--- What this task involves ---
Quote the listing in full, exactly as given, minus any pictures.

* * *

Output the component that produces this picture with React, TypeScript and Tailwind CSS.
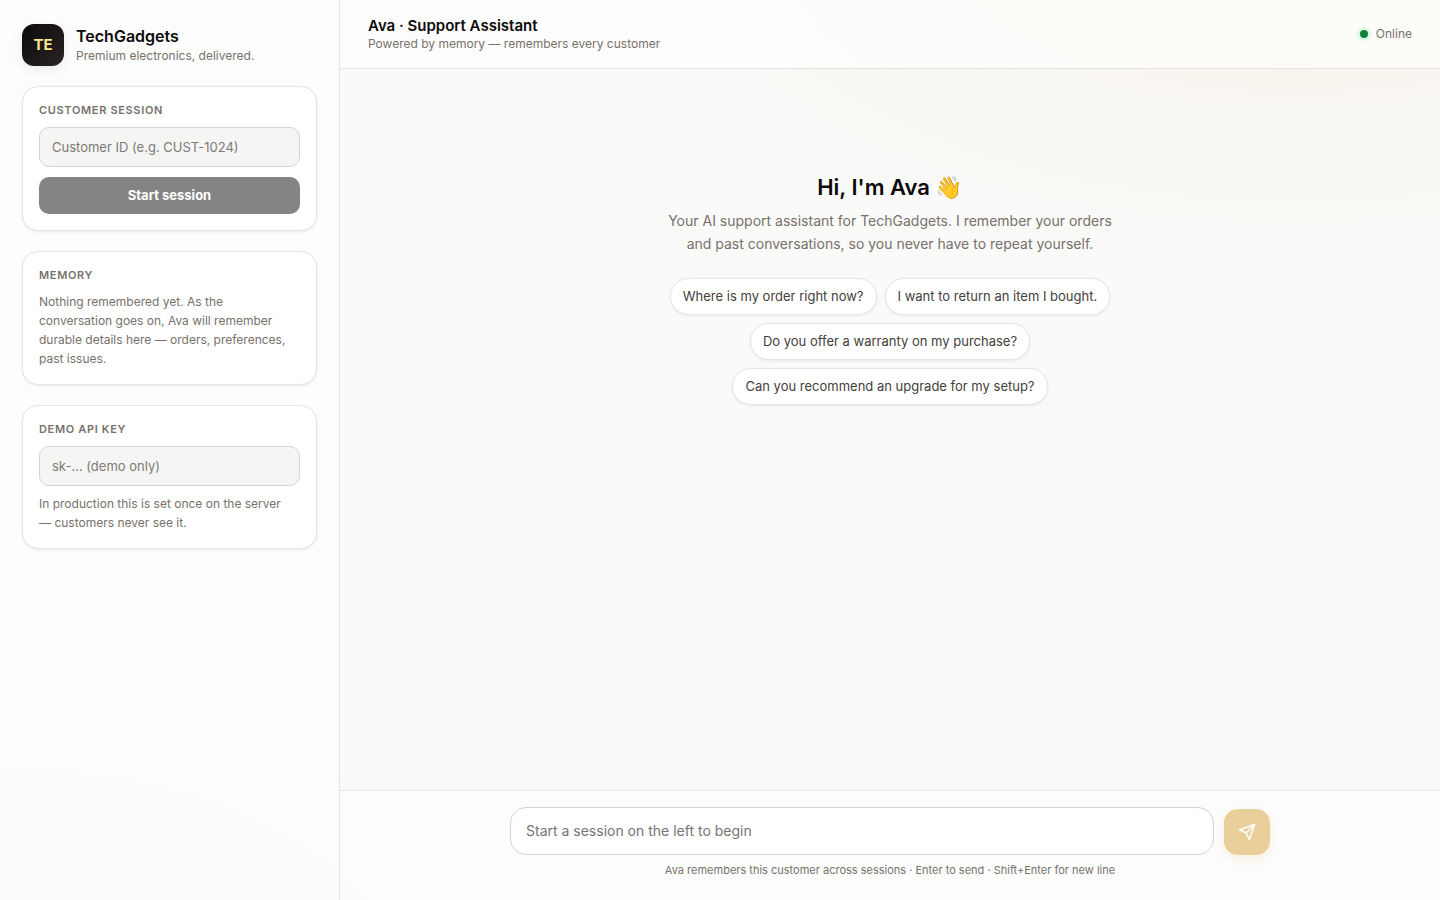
import { useState, type ReactNode } from 'react';

const suggestions = [
  'Where is my order right now?',
  'I want to return an item I bought.',
  'Do you offer a warranty on my purchase?',
  'Can you recommend an upgrade for my setup?',
];

const fieldClass =
  'h-10 w-full rounded-[10px] border border-[#d6d3d1] bg-[#f5f5f4] px-3 text-[13px] text-[#1c1917] placeholder:text-[#7d7a77] outline-none focus:border-[#ca8a04]';

const cardTitleClass =
  'mb-2.5 block text-[11px] leading-[14px] font-semibold uppercase tracking-[0.06em] text-[#78716c]';

function Card({ children }: { children: ReactNode }) {
  return (
    <section className="rounded-2xl border border-[#e7e5e4] bg-white p-4 shadow-[0_1px_3px_rgba(12,10,9,0.08)]">
      {children}
    </section>
  );
}

function SendIcon() {
  return (
    <svg
      width="18"
      height="18"
      viewBox="0 0 24 24"
      fill="none"
      stroke="currentColor"
      strokeWidth="2"
      strokeLinecap="round"
      strokeLinejoin="round"
      aria-hidden="true"
    >
      <path d="M22 2 11 13" />
      <path d="M22 2 15 22l-4-9-9-4Z" />
    </svg>
  );
}

function Sidebar() {
  const [customerId, setCustomerId] = useState('');
  const [apiKey, setApiKey] = useState('');

  return (
    <aside className="flex w-[340px] shrink-0 flex-col gap-5 overflow-y-auto border-r border-[#e7e5e4] bg-white/65 px-[22px] py-6">
      {/* Brand */}
      <div className="flex items-center gap-3">
        <div className="flex size-[42px] items-center justify-center rounded-xl bg-linear-to-br from-[#0c0a09] to-[#292524] text-[15px] font-bold text-[#fde68a] shadow-[0_4px_12px_rgba(12,10,9,0.08)]">
          TE
        </div>
        <div>
          <h1 className="text-base leading-[22px] font-semibold text-[#0c0a09]">TechGadgets</h1>
          <p className="text-xs leading-[18px] text-[#78716c]">Premium electronics, delivered.</p>
        </div>
      </div>

      {/* Session */}
      <Card>
        <label htmlFor="customer-id" className={cardTitleClass}>
          Customer session
        </label>
        <input
          id="customer-id"
          value={customerId}
          onChange={(e) => setCustomerId(e.target.value)}
          placeholder="Customer ID (e.g. CUST-1024)"
          className={fieldClass}
        />
        <button
          type="button"
          disabled={!customerId}
          className="mt-2.5 h-[37px] w-full rounded-[10px] bg-[#0c0a09] text-[13px] font-bold text-white disabled:bg-[#848484]"
        >
          Start session
        </button>
      </Card>

      {/* Memory */}
      <Card>
        <h2 className={cardTitleClass}>Memory</h2>
        <p className="pr-2 text-xs leading-[19px] text-[#78716c]">
          Nothing remembered yet. As the conversation goes on, Ava will remember durable details here — orders,
          preferences, past issues.
        </p>
      </Card>

      {/* API key */}
      <Card>
        <label htmlFor="api-key" className={cardTitleClass}>
          Demo API key
        </label>
        <input
          id="api-key"
          type="password"
          value={apiKey}
          onChange={(e) => setApiKey(e.target.value)}
          placeholder="sk-… (demo only)"
          className={fieldClass}
        />
        <p className="mt-2 pr-2 text-xs leading-[19px] text-[#78716c]">
          In production this is set once on the server — customers never see it.
        </p>
      </Card>
    </aside>
  );
}

export default function App() {
  const [message, setMessage] = useState('');

  return (
    <div className="flex h-screen bg-[#fafaf9] bg-[radial-gradient(1200px_600px_at_90%_-10%,rgba(202,138,4,0.08),transparent_60%),radial-gradient(900px_500px_at_0%_110%,rgba(12,10,9,0.04),transparent_60%)] font-['Inter','Noto_Color_Emoji',sans-serif] text-[#0c0a09]">
      <Sidebar />

      <main className="flex min-w-0 flex-1 flex-col">
        <header className="flex items-center justify-between border-b border-[#e7e5e4] bg-white/65 px-7 py-4">
          <div>
            <h2 className="text-[15px] leading-5 font-semibold">Ava · Support Assistant</h2>
            <p className="text-xs leading-4 text-[#78716c]">Powered by memory — remembers every customer</p>
          </div>
          <div className="flex items-center gap-2 text-xs text-[#78716c]">
            <span className="size-2 rounded-full bg-[#15803d] shadow-[0_0_0_3px_#dcfce7]" />
            Online
          </div>
        </header>

        <div className="flex flex-1 flex-col items-center overflow-y-auto px-7 pt-[100px]">
          <h3 className="text-[22px] leading-9 font-semibold">Hi, I'm Ava 👋</h3>
          <p className="mt-1 max-w-[460px] text-center text-sm leading-[23px] text-[#78716c]">
            Your AI support assistant for TechGadgets. I remember your orders and past conversations, so you never
            have to repeat yourself.
          </p>
          <div className="mt-[23px] flex max-w-[520px] flex-wrap justify-center gap-2">
            {suggestions.map((text) => (
              <button
                key={text}
                type="button"
                onClick={() => setMessage(text)}
                className="h-[37px] rounded-full border border-[#e7e5e4] bg-white px-3 text-[13px] text-[#44403c] shadow-[0_1px_3px_rgba(12,10,9,0.08)]"
              >
                {text}
              </button>
            ))}
          </div>
        </div>

        <footer className="border-t border-[#e7e5e4] bg-white/65 px-7 pt-4 pb-[21px]">
          <form className="mx-auto flex max-w-[760px] items-end gap-2.5" onSubmit={(e) => e.preventDefault()}>
            <textarea
              rows={1}
              aria-label="Message"
              value={message}
              onChange={(e) => setMessage(e.target.value)}
              placeholder="Start a session on the left to begin"
              className="h-12 flex-1 resize-none rounded-2xl border border-[#d6d3d1] bg-white px-[15px] py-3 text-sm leading-[22px] placeholder:text-[#757575] outline-none"
            />
            <button
              type="submit"
              aria-label="Send message"
              className="flex size-[46px] items-center justify-center rounded-[14px] bg-[#e9d09a] text-white shadow-[0_4px_12px_rgba(202,138,4,0.12)]"
            >
              <SendIcon />
            </button>
          </form>
          <p className="mt-1.5 text-center text-[11px] leading-[18px] text-[#78716c]">
            Ava remembers this customer across sessions · Enter to send · Shift+Enter for new line
          </p>
        </footer>
      </main>
    </div>
  );
}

* * *

--- Response to the task ---
Output the component that produces this picture with React, TypeScript and Tailwind CSS.
import { useState, type ReactNode } from 'react';

const suggestions = [
  'Where is my order right now?',
  'I want to return an item I bought.',
  'Do you offer a warranty on my purchase?',
  'Can you recommend an upgrade for my setup?',
];

const fieldClass =
  'h-10 w-full rounded-[10px] border border-[#d6d3d1] bg-[#f5f5f4] px-3 text-[13px] text-[#1c1917] placeholder:text-[#7d7a77] outline-none focus:border-[#ca8a04]';

const cardTitleClass =
  'mb-2.5 block text-[11px] leading-[14px] font-semibold uppercase tracking-[0.06em] text-[#78716c]';

function Card({ children }: { children: ReactNode }) {
  return (
    <section className="rounded-2xl border border-[#e7e5e4] bg-white p-4 shadow-[0_1px_3px_rgba(12,10,9,0.08)]">
      {children}
    </section>
  );
}

function SendIcon() {
  return (
    <svg
      width="18"
      height="18"
      viewBox="0 0 24 24"
      fill="none"
      stroke="currentColor"
      strokeWidth="2"
      strokeLinecap="round"
      strokeLinejoin="round"
      aria-hidden="true"
    >
      <path d="M22 2 11 13" />
      <path d="M22 2 15 22l-4-9-9-4Z" />
    </svg>
  );
}

function Sidebar() {
  const [customerId, setCustomerId] = useState('');
  const [apiKey, setApiKey] = useState('');

  return (
    <aside className="flex w-[340px] shrink-0 flex-col gap-5 overflow-y-auto border-r border-[#e7e5e4] bg-white/65 px-[22px] py-6">
      {/* Brand */}
      <div className="flex items-center gap-3">
        <div className="flex size-[42px] items-center justify-center rounded-xl bg-linear-to-br from-[#0c0a09] to-[#292524] text-[15px] font-bold text-[#fde68a] shadow-[0_4px_12px_rgba(12,10,9,0.08)]">
          TE
        </div>
        <div>
          <h1 className="text-base leading-[22px] font-semibold text-[#0c0a09]">TechGadgets</h1>
          <p className="text-xs leading-[18px] text-[#78716c]">Premium electronics, delivered.</p>
        </div>
      </div>

      {/* Session */}
      <Card>
        <label htmlFor="customer-id" className={cardTitleClass}>
          Customer session
        </label>
        <input
          id="customer-id"
          value={customerId}
          onChange={(e) => setCustomerId(e.target.value)}
          placeholder="Customer ID (e.g. CUST-1024)"
          className={fieldClass}
        />
        <button
          type="button"
          disabled={!customerId}
          className="mt-2.5 h-[37px] w-full rounded-[10px] bg-[#0c0a09] text-[13px] font-bold text-white disabled:bg-[#848484]"
        >
          Start session
        </button>
      </Card>

      {/* Memory */}
      <Card>
        <h2 className={cardTitleClass}>Memory</h2>
        <p className="pr-2 text-xs leading-[19px] text-[#78716c]">
          Nothing remembered yet. As the conversation goes on, Ava will remember durable details here — orders,
          preferences, past issues.
        </p>
      </Card>

      {/* API key */}
      <Card>
        <label htmlFor="api-key" className={cardTitleClass}>
          Demo API key
        </label>
        <input
          id="api-key"
          type="password"
          value={apiKey}
          onChange={(e) => setApiKey(e.target.value)}
          placeholder="sk-… (demo only)"
          className={fieldClass}
        />
        <p className="mt-2 pr-2 text-xs leading-[19px] text-[#78716c]">
          In production this is set once on the server — customers never see it.
        </p>
      </Card>
    </aside>
  );
}

export default function App() {
  const [message, setMessage] = useState('');

  return (
    <div className="flex h-screen bg-[#fafaf9] bg-[radial-gradient(1200px_600px_at_90%_-10%,rgba(202,138,4,0.08),transparent_60%),radial-gradient(900px_500px_at_0%_110%,rgba(12,10,9,0.04),transparent_60%)] font-['Inter','Noto_Color_Emoji',sans-serif] text-[#0c0a09]">
      <Sidebar />

      <main className="flex min-w-0 flex-1 flex-col">
        <header className="flex items-center justify-between border-b border-[#e7e5e4] bg-white/65 px-7 py-4">
          <div>
            <h2 className="text-[15px] leading-5 font-semibold">Ava · Support Assistant</h2>
            <p className="text-xs leading-4 text-[#78716c]">Powered by memory — remembers every customer</p>
          </div>
          <div className="flex items-center gap-2 text-xs text-[#78716c]">
            <span className="size-2 rounded-full bg-[#15803d] shadow-[0_0_0_3px_#dcfce7]" />
            Online
          </div>
        </header>

        <div className="flex flex-1 flex-col items-center overflow-y-auto px-7 pt-[100px]">
          <h3 className="text-[22px] leading-9 font-semibold">Hi, I'm Ava 👋</h3>
          <p className="mt-1 max-w-[460px] text-center text-sm leading-[23px] text-[#78716c]">
            Your AI support assistant for TechGadgets. I remember your orders and past conversations, so you never
            have to repeat yourself.
          </p>
          <div className="mt-[23px] flex max-w-[520px] flex-wrap justify-center gap-2">
            {suggestions.map((text) => (
              <button
                key={text}
                type="button"
                onClick={() => setMessage(text)}
                className="h-[37px] rounded-full border border-[#e7e5e4] bg-white px-3 text-[13px] text-[#44403c] shadow-[0_1px_3px_rgba(12,10,9,0.08)]"
              >
                {text}
              </button>
            ))}
          </div>
        </div>

        <footer className="border-t border-[#e7e5e4] bg-white/65 px-7 pt-4 pb-[21px]">
          <form className="mx-auto flex max-w-[760px] items-end gap-2.5" onSubmit={(e) => e.preventDefault()}>
            <textarea
              rows={1}
              aria-label="Message"
              value={message}
              onChange={(e) => setMessage(e.target.value)}
              placeholder="Start a session on the left to begin"
              className="h-12 flex-1 resize-none rounded-2xl border border-[#d6d3d1] bg-white px-[15px] py-3 text-sm leading-[22px] placeholder:text-[#757575] outline-none"
            />
            <button
              type="submit"
              aria-label="Send message"
              className="flex size-[46px] items-center justify-center rounded-[14px] bg-[#e9d09a] text-white shadow-[0_4px_12px_rgba(202,138,4,0.12)]"
            >
              <SendIcon />
            </button>
          </form>
          <p className="mt-1.5 text-center text-[11px] leading-[18px] text-[#78716c]">
            Ava remembers this customer across sessions · Enter to send · Shift+Enter for new line
          </p>
        </footer>
      </main>
    </div>
  );
}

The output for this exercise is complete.